Provided information:
★ ★ ★ ★ ★ ★ ★

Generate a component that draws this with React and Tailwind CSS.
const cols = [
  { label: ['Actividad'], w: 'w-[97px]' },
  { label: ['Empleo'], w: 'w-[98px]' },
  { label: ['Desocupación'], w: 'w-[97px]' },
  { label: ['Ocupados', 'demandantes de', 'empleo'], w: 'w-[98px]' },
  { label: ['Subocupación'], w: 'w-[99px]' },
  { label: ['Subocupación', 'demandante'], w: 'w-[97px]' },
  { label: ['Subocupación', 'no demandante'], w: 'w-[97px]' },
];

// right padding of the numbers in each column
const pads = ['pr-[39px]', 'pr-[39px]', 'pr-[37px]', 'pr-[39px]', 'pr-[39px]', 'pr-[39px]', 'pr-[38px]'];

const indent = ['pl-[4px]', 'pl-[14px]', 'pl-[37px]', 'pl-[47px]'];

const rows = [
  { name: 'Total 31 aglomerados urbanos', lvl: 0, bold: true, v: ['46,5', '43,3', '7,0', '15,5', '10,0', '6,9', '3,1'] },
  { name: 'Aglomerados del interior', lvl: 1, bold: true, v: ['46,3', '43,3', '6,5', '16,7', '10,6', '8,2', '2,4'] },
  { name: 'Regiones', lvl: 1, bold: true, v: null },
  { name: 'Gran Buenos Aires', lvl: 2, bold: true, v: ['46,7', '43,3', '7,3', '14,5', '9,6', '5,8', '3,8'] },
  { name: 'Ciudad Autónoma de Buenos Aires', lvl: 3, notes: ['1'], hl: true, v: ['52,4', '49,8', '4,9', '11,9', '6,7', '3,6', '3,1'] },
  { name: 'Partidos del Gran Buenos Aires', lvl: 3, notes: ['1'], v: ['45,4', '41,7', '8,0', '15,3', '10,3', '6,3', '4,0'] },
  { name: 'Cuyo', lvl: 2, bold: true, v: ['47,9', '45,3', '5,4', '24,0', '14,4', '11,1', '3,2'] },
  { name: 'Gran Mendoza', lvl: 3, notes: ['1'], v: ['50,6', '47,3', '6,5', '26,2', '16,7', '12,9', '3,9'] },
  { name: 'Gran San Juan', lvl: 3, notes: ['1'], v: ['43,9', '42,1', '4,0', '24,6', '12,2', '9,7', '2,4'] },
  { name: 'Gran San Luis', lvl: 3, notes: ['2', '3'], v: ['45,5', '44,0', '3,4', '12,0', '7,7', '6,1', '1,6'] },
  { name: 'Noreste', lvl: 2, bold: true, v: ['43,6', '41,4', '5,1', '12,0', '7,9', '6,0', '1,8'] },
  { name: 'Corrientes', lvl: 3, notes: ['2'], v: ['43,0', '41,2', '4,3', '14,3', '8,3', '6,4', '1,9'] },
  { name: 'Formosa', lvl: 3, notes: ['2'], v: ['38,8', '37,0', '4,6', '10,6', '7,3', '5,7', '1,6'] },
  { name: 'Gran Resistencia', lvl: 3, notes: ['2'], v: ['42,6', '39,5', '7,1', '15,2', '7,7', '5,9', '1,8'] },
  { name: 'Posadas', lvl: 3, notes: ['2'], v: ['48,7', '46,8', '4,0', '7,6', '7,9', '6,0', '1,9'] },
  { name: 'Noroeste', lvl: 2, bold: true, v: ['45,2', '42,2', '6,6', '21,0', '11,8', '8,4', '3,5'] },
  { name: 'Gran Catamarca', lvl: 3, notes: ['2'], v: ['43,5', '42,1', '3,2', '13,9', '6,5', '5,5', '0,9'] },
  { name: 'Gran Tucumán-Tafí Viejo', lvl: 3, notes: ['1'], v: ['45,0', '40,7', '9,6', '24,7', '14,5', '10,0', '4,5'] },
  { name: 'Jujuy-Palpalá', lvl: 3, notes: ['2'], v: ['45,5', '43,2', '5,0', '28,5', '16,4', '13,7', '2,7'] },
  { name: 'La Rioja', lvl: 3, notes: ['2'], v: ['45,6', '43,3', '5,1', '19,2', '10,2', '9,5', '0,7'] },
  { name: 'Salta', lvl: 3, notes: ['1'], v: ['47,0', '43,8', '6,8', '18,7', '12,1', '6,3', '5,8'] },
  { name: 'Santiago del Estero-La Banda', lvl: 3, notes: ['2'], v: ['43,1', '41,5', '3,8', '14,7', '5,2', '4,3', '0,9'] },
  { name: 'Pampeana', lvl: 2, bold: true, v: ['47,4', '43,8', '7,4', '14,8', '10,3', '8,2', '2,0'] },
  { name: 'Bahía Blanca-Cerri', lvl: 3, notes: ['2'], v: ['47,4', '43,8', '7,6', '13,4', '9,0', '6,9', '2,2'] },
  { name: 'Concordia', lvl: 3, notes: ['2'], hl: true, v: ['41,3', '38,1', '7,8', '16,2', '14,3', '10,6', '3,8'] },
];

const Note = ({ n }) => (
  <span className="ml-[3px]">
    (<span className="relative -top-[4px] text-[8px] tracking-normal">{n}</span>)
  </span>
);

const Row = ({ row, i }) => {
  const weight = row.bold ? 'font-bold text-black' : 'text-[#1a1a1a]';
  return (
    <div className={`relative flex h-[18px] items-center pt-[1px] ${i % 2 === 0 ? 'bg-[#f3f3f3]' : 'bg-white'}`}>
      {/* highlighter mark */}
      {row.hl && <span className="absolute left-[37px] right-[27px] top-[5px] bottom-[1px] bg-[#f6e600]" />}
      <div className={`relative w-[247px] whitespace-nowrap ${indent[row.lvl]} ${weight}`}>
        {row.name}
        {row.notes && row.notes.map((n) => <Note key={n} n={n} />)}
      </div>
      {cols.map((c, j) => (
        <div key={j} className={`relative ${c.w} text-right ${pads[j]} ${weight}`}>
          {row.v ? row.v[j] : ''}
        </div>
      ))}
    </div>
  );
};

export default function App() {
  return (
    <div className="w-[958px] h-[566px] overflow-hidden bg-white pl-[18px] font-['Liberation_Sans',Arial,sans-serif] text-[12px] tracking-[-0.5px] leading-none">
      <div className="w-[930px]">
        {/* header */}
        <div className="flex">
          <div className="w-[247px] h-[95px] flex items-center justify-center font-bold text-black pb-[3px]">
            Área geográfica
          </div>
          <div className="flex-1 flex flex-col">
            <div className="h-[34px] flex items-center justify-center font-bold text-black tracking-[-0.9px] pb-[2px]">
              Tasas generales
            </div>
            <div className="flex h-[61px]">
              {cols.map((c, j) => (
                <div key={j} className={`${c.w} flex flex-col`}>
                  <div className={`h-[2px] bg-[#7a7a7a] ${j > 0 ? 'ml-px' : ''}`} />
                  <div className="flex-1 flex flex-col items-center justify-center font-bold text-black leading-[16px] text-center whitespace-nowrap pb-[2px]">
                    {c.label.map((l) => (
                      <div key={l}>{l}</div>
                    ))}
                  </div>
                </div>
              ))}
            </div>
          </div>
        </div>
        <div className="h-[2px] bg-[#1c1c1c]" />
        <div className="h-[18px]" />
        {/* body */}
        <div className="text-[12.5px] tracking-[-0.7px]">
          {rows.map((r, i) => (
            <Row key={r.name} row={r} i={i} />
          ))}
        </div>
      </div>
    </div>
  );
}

★ ★ ★ ★ ★ ★ ★

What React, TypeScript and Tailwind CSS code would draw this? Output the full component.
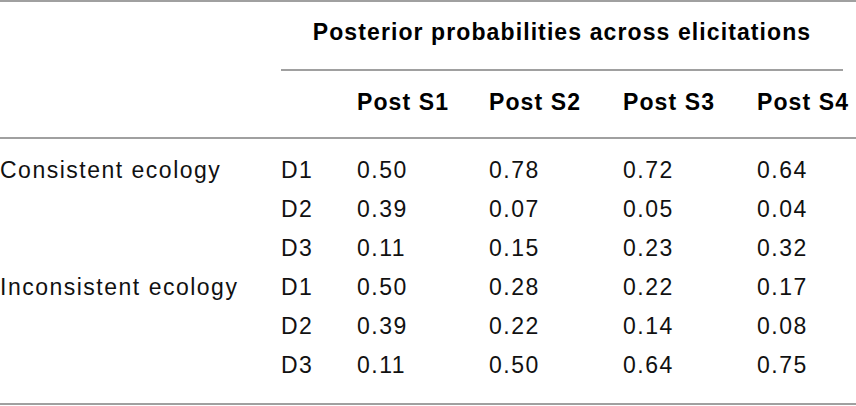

★ ★ ★ ★ ★ ★ ★

Exercise details: Show the lines that mention the word "Tailwind".

Reply to the exercise:
Generate a component that draws this with React and Tailwind CSS.
What React, TypeScript and Tailwind CSS code would draw this? Output the full component.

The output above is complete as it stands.